Friends kindling Sabbath lights

Blessed are you O Lord our God who has set us apart and commanded us to kindle the Sabbath lights

With Jews, I kindle these lights. And then I wrestle to rest.

My friend does, too.  She’s told me that the way she wrestles to avoid work, to struggle against checking email, cleaning, empaling have done more to settle and unsettle her soul than any big church service challenge.

The second, my friend does not appear to me to be stagnant or weaker in loving Jesus because of the break from formal weekly gatherings.  She is just as fervent about prayer, reading Scripture, asking me and her other friends hard questions about Scripture and the hurdles of our faith. She talks to others about Jesus.  Each Sabbath I know she reads Scripture and will talk to me about it later.  As she puts it, “I don’t miss a weekly fill-up from a sermon. I know it’s weird, but life with church has been good for me.”

I know, deep down, that she’s in good company.
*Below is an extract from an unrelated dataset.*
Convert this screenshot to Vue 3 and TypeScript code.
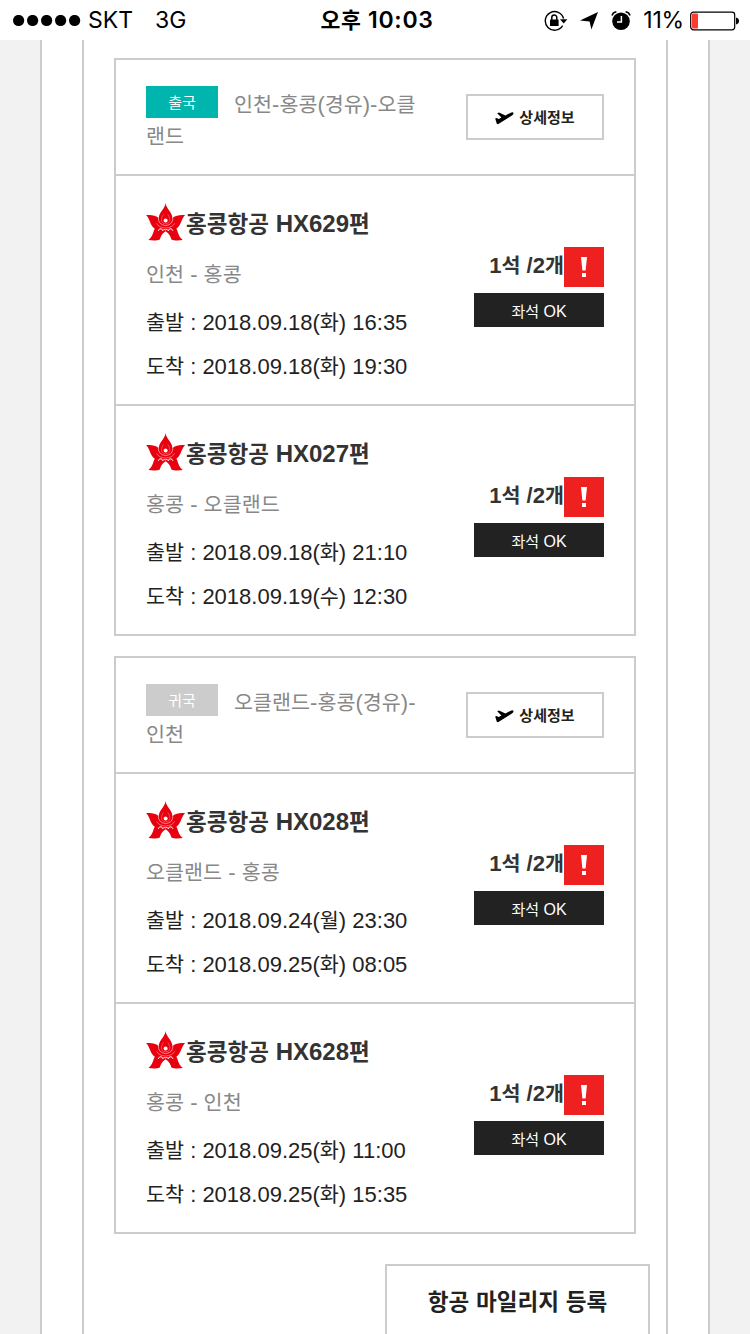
<script setup lang="ts">
import { h, type FunctionalComponent } from 'vue'

interface Flight {
  code: string
  route: string
  depart: string
  arrive: string
}

interface Journey {
  kind: 'out' | 'back'
  label: string
  lines: string[]
  flights: Flight[]
}

const journeys: Journey[] = [
  {
    kind: 'out',
    label: '출국',
    lines: ['인천-홍콩(경유)-오클', '랜드'],
    flights: [
      { code: 'HX629', route: '인천 - 홍콩', depart: '2018.09.18(화) 16:35', arrive: '2018.09.18(화) 19:30' },
      { code: 'HX027', route: '홍콩 - 오클랜드', depart: '2018.09.18(화) 21:10', arrive: '2018.09.19(수) 12:30' },
    ],
  },
  {
    kind: 'back',
    label: '귀국',
    lines: ['오클랜드-홍콩(경유)-', '인천'],
    flights: [
      { code: 'HX028', route: '오클랜드 - 홍콩', depart: '2018.09.24(월) 23:30', arrive: '2018.09.25(화) 08:05' },
      { code: 'HX628', route: '홍콩 - 인천', depart: '2018.09.25(화) 11:00', arrive: '2018.09.25(화) 15:35' },
    ],
  },
]

// Sets Hangul runs slightly smaller than the Latin text around them.
const Mixed: FunctionalComponent<{ text: string }> = (props) =>
  h(
    'span',
    { class: 'mixed' },
    props.text
      .split(/([\uac00-\ud7a3]+)/)
      .filter((run) => run !== '')
      .map((run) => (/[\uac00-\ud7a3]/.test(run) ? h('span', { class: 'ko' }, run) : run)),
  )
Mixed.props = ['text']
</script>

<template>
  <div class="screen">
    <header class="status">
      <div class="status-left">
        <svg class="dots" width="68" height="12" viewBox="0 0 68 12">
          <circle v-for="n in 5" :key="n" :cx="n * 14 - 8.4" cy="5.5" r="5.6" />
        </svg>
        <span class="carrier">SKT</span>
        <span class="network">3G</span>
      </div>
      <div class="clock"><Mixed text="오후 10:03" /></div>
      <div class="status-right">
        <svg class="lock" width="24" height="22" viewBox="0 0 24 22">
          <path d="M18.6 15.6A9.3 9.3 0 1 1 19.6 8.6" fill="none" stroke="#000" stroke-width="1.4" />
          <path d="M16 9.2h7.4l-3.7 4.4z" />
          <rect x="6" y="9.6" width="8.6" height="6.4" rx=".5" />
          <path d="M7.8 10V7.6a2.5 2.5 0 0 1 5 0V10" fill="none" stroke="#000" stroke-width="1.5" />
        </svg>
        <svg class="arrow" width="18" height="18" viewBox="0 0 18 18">
          <path d="M18 0 11.4 17.6 9.6 9.4 0 8.6z" />
        </svg>
        <svg class="alarm" width="20" height="20" viewBox="0 0 20 20">
          <circle cx="10" cy="10.2" r="8.8" />
          <path d="M1 4.4Q2 1.4 5.4.8M19 4.4Q18 1.4 14.6.8" fill="none" stroke="#000" stroke-width="1.5" />
          <path d="M10.4 5v6H6" fill="none" stroke="#fff" stroke-width="1.5" />
        </svg>
        <span class="percent">11%</span>
        <svg class="battery" width="50" height="20" viewBox="0 0 50 20">
          <rect x=".7" y="1.2" width="44" height="17.6" rx="2.8" fill="#fff" stroke="#000" stroke-width="1.2" />
          <rect x="2" y="2.6" width="6" height="14.8" rx="1" fill="#ff3b30" />
          <path d="M46 6.6c4 .6 4 6.4 0 7z" />
        </svg>
      </div>
    </header>

    <main class="page">
      <div class="outer">
        <div class="inner">
          <section v-for="j in journeys" :key="j.kind" class="journey">
            <div class="head">
              <div class="summary">
                <div class="line">
                  <span class="tag" :class="j.kind"><Mixed :text="j.label" /></span>
                  <Mixed :text="j.lines[0]" />
                </div>
                <div class="line"><Mixed :text="j.lines[1]" /></div>
              </div>
              <button class="detail" type="button">
                <svg width="19" height="14" viewBox="0 0 19 14">
                  <path d="M.2 7.4 1.4 6.9 3.8 8 6.4 6.6 2.2 2.2 4 1.4 10.4 4.5 15.2 2Q17.8.8 18.5 1.9 18.8 3.4 16.6 4.8L6.6 11 3 13.2 1.8 12.8Z" />
                </svg>
                <Mixed text="상세정보" />
              </button>
            </div>

            <article v-for="f in j.flights" :key="f.code" class="flight">
              <div class="info">
                <h2 class="name">
                  <svg class="logo" width="40" height="38" viewBox="0 0 40 38">
                    <path
                      fill="#e8000f"
                      d="M0 12.2C4 11.6 9.4 12 12.4 14.8L19.6 18 26.8 14.8C29.8 12 35.2 11.6 39.2 12.2 35 15.4 35.6 22 30.4 25.8 32.4 29 31.8 33 36.8 37 32 37.8 28 37.6 25.4 36.4 24.6 33.6 23 30.4 19.6 28.2 16.2 30.4 14.6 33.6 13.8 36.4 11.2 37.6 7.2 37.8 2.4 37 7.4 33 6.8 29 8.8 25.8 3.6 22 4.2 15.4 0 12.2Z"
                    />
                    <path
                      fill="#e8000f"
                      d="M19.6 0C20.2 6 26.6 9.4 26.6 16 26.4 20.8 22.8 22.8 19.6 22.8S12.8 20.8 12.6 16C12.6 9.4 19 6 19.6 0Z"
                    />
                    <circle cx="19.6" cy="17.6" r="2" fill="#fff" />
                    <g fill="none" stroke="#fff">
                      <path d="M12.4 14.2Q11.8 21.8 19.6 22.6 27.4 21.8 26.8 14.2" stroke-width=".7" stroke-opacity=".75" />
                      <path d="M17.4 11.4Q13.8 17 16.6 20 19.6 21.8 22.6 20 25.4 17 21.8 11.4" stroke-width=".5" stroke-opacity=".55" />
                      <path d="M10.6 20.4Q13 24.8 19.6 25 26.2 24.8 28.6 20.4" stroke-width=".6" stroke-opacity=".7" />
                      <path d="M12.4 27.8C12.6 25.4 16.6 25 16.6 27.6 18 26.6 19 26.2 19.6 26.8 20.2 26.2 21.2 26.6 22.6 27.6 22.6 25 26.6 25.4 26.8 27.8" stroke-width="1" />
                    </g>
                  </svg><Mixed :text="`홍콩항공 ${f.code}편`" />
                </h2>
                <p class="route"><Mixed :text="f.route" /></p>
                <p class="time"><Mixed :text="`출발 : ${f.depart}`" /></p>
                <p class="time"><Mixed :text="`도착 : ${f.arrive}`" /></p>
              </div>
              <div class="seat">
                <div class="count">
                  <Mixed text="1석 /2개" />
                  <span class="alert">
                    <svg width="8" height="22" viewBox="0 0 8 22">
                      <path d="M1 1h6L5.6 14.6H2.4zM2 17h4v4H2z" fill="#fff" />
                    </svg>
                  </span>
                </div>
                <div class="ok"><Mixed text="좌석 OK" /></div>
              </div>
            </article>
          </section>
          <button class="mileage" type="button"><Mixed text="항공 마일리지 등록" /></button>
        </div>
      </div>
    </main>
  </div>
</template>

<style>
body {
  margin: 0;
  background: #f2f2f2;
}

.mixed {
  white-space: pre;
}

.mixed .ko {
  font-size: 0.94em;
  line-height: 0;
}
</style>

<style scoped>
.screen {
  display: flex;
  flex-direction: column;
  width: 750px;
  height: 1334px;
  overflow: hidden;
  background: #f2f2f2;
  color: #222;
  font-family: 'Liberation Sans', 'Noto Sans CJK KR', sans-serif;
}

.status {
  display: grid;
  grid-template-columns: 1fr auto 1fr;
  flex: none;
  height: 40px;
  align-items: center;
  background: #fff;
  color: #000;
  font: 400 23px/41px Inter, 'Noto Sans CJK KR', sans-serif;
}

.status-left,
.status-right {
  display: flex;
  align-items: center;
}

.status-left {
  padding-left: 13px;
}

.carrier {
  margin-left: 7px;
}

.network {
  margin-left: 22px;
}

.clock {
  padding-left: 4px;
  font-weight: 600;
  letter-spacing: 0.7px;
}

.status-right {
  justify-content: flex-end;
  padding-right: 10px;
}

.arrow {
  margin-left: 12px;
}

.alarm {
  margin-left: 13px;
}

.percent {
  margin-left: 12px;
  letter-spacing: -0.2px;
}

.battery {
  margin-left: 6px;
}

.page {
  flex: 1;
  min-height: 0;
  padding: 0 40px;
}

.outer {
  box-sizing: border-box;
  height: 1294px;
  padding: 0 40px;
  border: solid #ccc;
  border-width: 0 2px;
  background: #fff;
}

.inner {
  box-sizing: border-box;
  display: flex;
  flex-direction: column;
  height: 1294px;
  padding: 18px 16px 0 30px;
  border: solid #ccc;
  border-width: 0 2px;
}

.journey {
  flex: none;
  width: 518px;
  margin-bottom: 20px;
  border: 2px solid #ccc;
}

.head {
  box-sizing: border-box;
  display: flex;
  justify-content: space-between;
  align-items: flex-start;
  height: 114px;
  padding: 26px 30px 0;
}

.line {
  display: flex;
  height: 32px;
  color: #888;
  font-size: 22px;
  line-height: 37px;
}

.tag {
  width: 72px;
  height: 32px;
  margin-right: 16px;
  color: #fff;
  font-size: 16px;
  line-height: 33px;
  text-align: center;
}

.tag.out {
  background: #00b5ad;
}

.tag.back {
  background: #ccc;
}

.detail {
  box-sizing: border-box;
  display: flex;
  align-items: center;
  justify-content: center;
  gap: 5px;
  width: 138px;
  height: 46px;
  margin: 8px 0 0;
  padding: 2px 0 0;
  border: 2px solid #ccc;
  background: #fff;
  color: #222;
  font: 700 16px/40px 'Liberation Sans', 'Noto Sans CJK KR', sans-serif;
}

.flight {
  box-sizing: border-box;
  display: flex;
  justify-content: space-between;
  height: 230px;
  padding: 26px 30px 0;
  border-top: 2px solid #ccc;
}

.name {
  display: flex;
  height: 44px;
  margin: 0;
  color: #333;
  font-size: 24px;
  line-height: 43px;
}

.logo {
  margin-top: 1px;
}

.route,
.time {
  height: 44px;
  margin: 0;
  font-size: 22px;
  line-height: 46px;
}

.route {
  margin: 6px 0 4px;
  color: #888;
}

.seat {
  display: flex;
  flex-direction: column;
  align-items: flex-end;
  padding-top: 45px;
}

.count {
  display: flex;
  color: #333;
  font-size: 22px;
  font-weight: 700;
  line-height: 38px;
}

.alert {
  display: flex;
  align-items: center;
  justify-content: center;
  width: 40px;
  height: 40px;
  background: #ee2020;
}

.ok {
  width: 130px;
  height: 34px;
  margin-top: 6px;
  background: #222;
  color: #fff;
  font-size: 16px;
  line-height: 38px;
  text-align: center;
}

.mileage {
  box-sizing: border-box;
  flex: none;
  align-self: flex-end;
  width: 265px;
  height: 78px;
  margin: 10px 0 0;
  padding: 0 0 3px;
  border: 2px solid #ccc;
  background: #fff;
  color: #222;
  font: 700 24px/71px 'Liberation Sans', 'Noto Sans CJK KR', sans-serif;
}
</style>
Dallas Willard, probably the most humble disciple of Jesus I’ve met (past chair of the Philosophy department at USC, prolific writer of spiritual formation and nationally recognized mentor) writes, “Bible study, prayer and church attendance, among the most commonly prescribed activities in Christian circles, generally have little effect for soul transformation, as is obvious to any observer. If all the people doing them were transformed to health and righteousness by it, the world would be vastly changed” (bold mine).¹

The third, her missing church for a few years has made her ask some important questions that have, frankly, made me uncomfortable at times.  What is the purpose of church?  If you can fellowship and use your gifts in other ways and in other settings with the Church (believers) all over the town, why is Sunday morning attendance important? What is the heft of the warning “Not forsaking our own assembling together, as is the habit of some, but encouraging one another” (Heb 10:25)?

So why attend?

As Willard says, “We must flatly say that one of the greatest contemporary barriers to meaningful spiritual formation in Christlikeness is overconfidence in the spiritual efficacy of ‘regular church services, of whatever kind they may be. Though they are vital, they are not enough” (bold mine).²

Something about big church is vital? What is it?
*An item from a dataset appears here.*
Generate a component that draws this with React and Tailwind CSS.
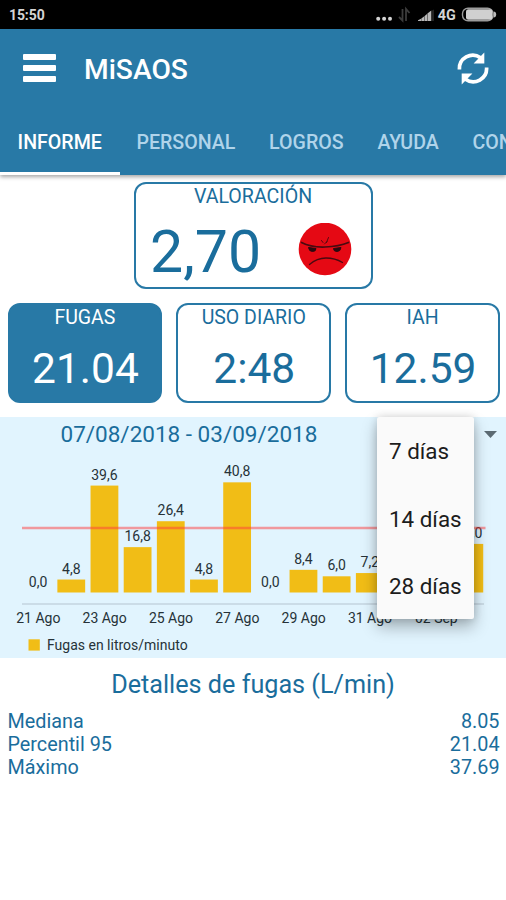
const TABS = ["PERSONAL", "LOGROS", "AYUDA", "CONTACTO"];

const BARS = [0, 4.8, 39.6, 16.8, 26.4, 4.8, 40.8, 0, 8.4, 6, 7.2, null, null, 18];

const DAYS = ["21 Ago", "23 Ago", "25 Ago", "27 Ago", "29 Ago", "31 Ago", "02 Sep"];

const DETAILS = [
  ["Mediana", "8.05"],
  ["Percentil 95", "21.04"],
  ["Máximo", "37.69"],
];

function StatusBar() {
  return (
    <div className="flex h-[28.5px] items-center justify-between bg-black pl-[9px] pr-[4px] text-[#d4d4d4]">
      <span className="text-[14px] font-bold leading-[28px] tracking-[-0.1px] pt-[1px]">15:50</span>
      <svg className="h-[28px] w-[130px]" viewBox="0 0 130 28">
        <g fill="#d4d4d4">
          <circle cx="6.2" cy="18.8" r="2" />
          <circle cx="12.1" cy="18.8" r="2" />
          <circle cx="18" cy="18.8" r="2" />
          <path d="M46 21V20.2L49 18.7V21ZM49.3 18.4 52 16.5V21H49.3ZM52.4 16.2 55 14V21H52.4ZM55.4 13.6 59.3 10.5V21H55.4Z" fill="#b8b8b8" />
        </g>
        <path d="M60 10.5 62 9.5V21H60Z" fill="#222" />
        <path d="M27 17 30.5 20.5V9M34 21V9L37.5 13" fill="none" stroke="#3c3c3c" strokeWidth="1.8" />
        <text x="65.7" y="20" fontSize="14" fontWeight="700" fill="#d4d4d4" textLength="18" lengthAdjust="spacingAndGlyphs">4G</text>
        <rect x="90.5" y="8.2" width="30.5" height="12.6" rx="5.5" fill="none" stroke="#9c9c9c" strokeWidth="1.4" />
        <rect x="94" y="9.2" width="26.4" height="10.6" rx="2.5" fill="#d0d0d0" />
        <path d="M121.5 11.5Q124.2 11.5 124.2 14.5T121.5 17.5Z" fill="#bbb" />
      </svg>
    </div>
  );
}

function RefreshIcon() {
  return (
    <svg className="h-[36px] w-[36px]" viewBox="0 0 36 36" fill="none">
      <path d="M4.4 19.5A13.4 13.4 0 0 1 25.5 7.7" stroke="#fff" strokeWidth="3.7" />
      <path d="M29.3 2.5V13.5H18.6Z" fill="#fff" />
      <path d="M31.6 17.5A13.4 13.4 0 0 1 10.5 29.3" stroke="#fff" strokeWidth="3.7" />
      <path d="M6.7 34.5V23.5H17.4Z" fill="#fff" />
    </svg>
  );
}

function Header() {
  return (
    <header className="relative z-10 h-[146px] bg-[#2879a6] text-white shadow-[0_2px_4px_rgba(0,0,0,0.35)]">
      <div className="flex h-[78px] items-center pl-[22.5px] pr-[15px]">
        <div className="flex w-[33.5px] flex-col gap-[5px]">
          <span className="h-[6px] rounded-[1px] bg-white" />
          <span className="h-[6px] rounded-[1px] bg-white" />
          <span className="h-[6px] rounded-[1px] bg-white" />
        </div>
        <h1 className="ml-[28px] flex-1 pt-[4px] text-[28.2px] font-medium leading-[34px]">MiSAOS</h1>
        <RefreshIcon />
      </div>
      <nav className="flex h-[68px] overflow-hidden text-[19.6px] font-medium leading-[72px]">
        <div className="h-[68px] w-[119.5px] shrink-0 border-b-[3px] border-white text-center">INFORME</div>
        {TABS.map((tab) => (
          <div key={tab} className="shrink-0 px-[16.9px] text-[#b0d4ea]">{tab}</div>
        ))}
      </nav>
    </header>
  );
}

function AngryFace() {
  return (
    <svg className="h-[54px] w-[54px]" viewBox="0 0 54 54">
      <circle cx="27" cy="26" r="26.3" fill="#e50914" />
      <g fill="none" stroke="#4a0a10" strokeLinecap="round">
        <path d="M3.5 19.5Q13 24.5 27 24T50.5 19.5" strokeWidth="1.7" />
        <path d="M11.5 41.5Q19 35 28 35T44.5 39.5" strokeWidth="1.3" />
        <path d="M23.5 17.5 25 19.5M30.5 14.5 28.5 19.5M26.5 21 29 18.5" strokeWidth="0.9" />
      </g>
      <path d="M10.5 24.5 18 25.5Q18 28.5 14.5 28.5T10.5 24.5ZM43 24.5 35.5 25.5Q35.5 28.5 39 28.5T43 24.5Z" fill="#2a0a10" stroke="#2a0a10" />
    </svg>
  );
}

function Metric({ label, value, active }) {
  return (
    <div
      className={`flex h-[100px] flex-1 flex-col items-center rounded-[12px] border-2 border-[#2879a6] ${
        active ? "bg-[#2879a6] text-white" : "bg-white text-[#1a6d9c]"
      }`}
    >
      <div className="text-[19.5px] leading-[25px]">{label}</div>
      <div className="mt-[14px] pl-[1px] text-[42.5px] leading-[50px]">{value}</div>
    </div>
  );
}

function LeakChart() {
  return (
    <svg className="block h-[206px] w-[506px]" viewBox="0 452 506 206" fontSize="14" fill="#263238">
      <path d="M22 604H484" stroke="#c3d5df" strokeWidth="1.3" />
      {BARS.map((value, i) => {
        if (value === null) return null;
        const x = 24.2 + 33.17 * i;
        const top = 592.5 - value * 2.7;
        return (
          <g key={i}>
            <rect x={x} y={top} width="27.8" height={value * 2.7} fill="#f1bd16" />
            <text x={x + 13.9} y={top - 6} textAnchor="middle">
              {value.toFixed(1).replace(".", ",")}
            </text>
          </g>
        );
      })}
      <path d="M22 527.9H485.5" stroke="#ff3b3b" strokeOpacity="0.5" strokeWidth="2.5" />
      {DAYS.map((day, i) => (
        <text key={day} x={38.3 + 66.34 * i} y="622.7" textAnchor="middle">{day}</text>
      ))}
      <rect x="28.5" y="639.3" width="11.3" height="11.3" fill="#f1bd16" />
      <text x="47" y="650.3">Fugas en litros/minuto</text>
    </svg>
  );
}

function RangeMenu() {
  return (
    <div className="absolute left-[377px] top-0 h-[202px] w-[96.5px] rounded-[2px] bg-[#fafafa] pl-[12px] text-[22.4px] text-[#1c1c1c] shadow-[0_8px_16px_rgba(0,0,0,0.28),0_0_8px_rgba(0,0,0,0.14)]">
      <div className="h-[67.5px] leading-[68px]">7 días</div>
      <div className="h-[67.5px] leading-[68px]">14 días</div>
      <div className="h-[67px] leading-[68px]">28 días</div>
    </div>
  );
}

export default function App() {
  return (
    <div className="h-[900px] w-[506px] overflow-hidden bg-white font-['Roboto',sans-serif] text-[#1a6d9c]">
      <StatusBar />
      <Header />
      <main>
        <section className="mx-auto mt-[7.5px] h-[107px] w-[239px] rounded-[12px] border-2 border-[#2879a6]">
          <div className="pt-[1px] text-center text-[19.6px] leading-[24px]">VALORACIÓN</div>
          <div className="flex h-[82px] items-center justify-between pl-[14.5px] pr-[19px]">
            <span className="pt-[3px] text-[59px] leading-[82px]">2,70</span>
            <AngryFace />
          </div>
        </section>
        <section className="mt-[13.5px] flex gap-[14px] pl-[7.5px] pr-[6px]">
          <Metric label="FUGAS" value="21.04" active />
          <Metric label="USO DIARIO" value="2:48" />
          <Metric label="IAH" value="12.59" />
        </section>
        <section className="relative mt-[14.5px] h-[241px] bg-[#e1f4fe]">
          <div className="flex h-[35px] items-center justify-between pl-[60.5px] pr-[9px]">
            <span className="text-[22.5px] leading-[35px]">07/08/2018 - 03/09/2018</span>
            <svg className="h-[7px] w-[13px]" viewBox="0 0 13 7">
              <path d="M0 0H13L6.5 7Z" fill="#5c6b73" />
            </svg>
          </div>
          <LeakChart />
          <RangeMenu />
        </section>
        <h2 className="mt-[10px] text-center text-[25.2px] leading-[34px]">Detalles de fugas (L/min)</h2>
        <dl className="mt-[8px] pl-[7.5px] pr-[6.5px] text-[19.8px] leading-[23px]">
          {DETAILS.map(([name, value]) => (
            <div key={name} className="flex justify-between">
              <dt>{name}</dt>
              <dd>{value}</dd>
            </div>
          ))}
        </dl>
      </main>
    </div>
  );
}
I ask my friend if she knows what it is. Why are you going back?

“I want to identify and find the people who claim Jesus, to see them in action in a group. But my expectations are lower,” she says. “I’m not going to expect to be wow’d by the sermon or the music.  But I’m in search of those who think they are faithful to Jesus. I want to look them in the eye, en masse, again.”

I don’t think she’ll seamlessly blend in, anymore.  But I also don’t think she’ll care. She’s going to see, to find, to identify.

And I think God will honor that.

¹ “Spiritual Disciplines, Spiritual Formation, and Restoration of the Soul” by Dallas Willard, Journal of Psychology and Theology, Spring 1998, Vol. 26, #1, pp. 101-109.

² Renovation of the Heart pg. 249-250).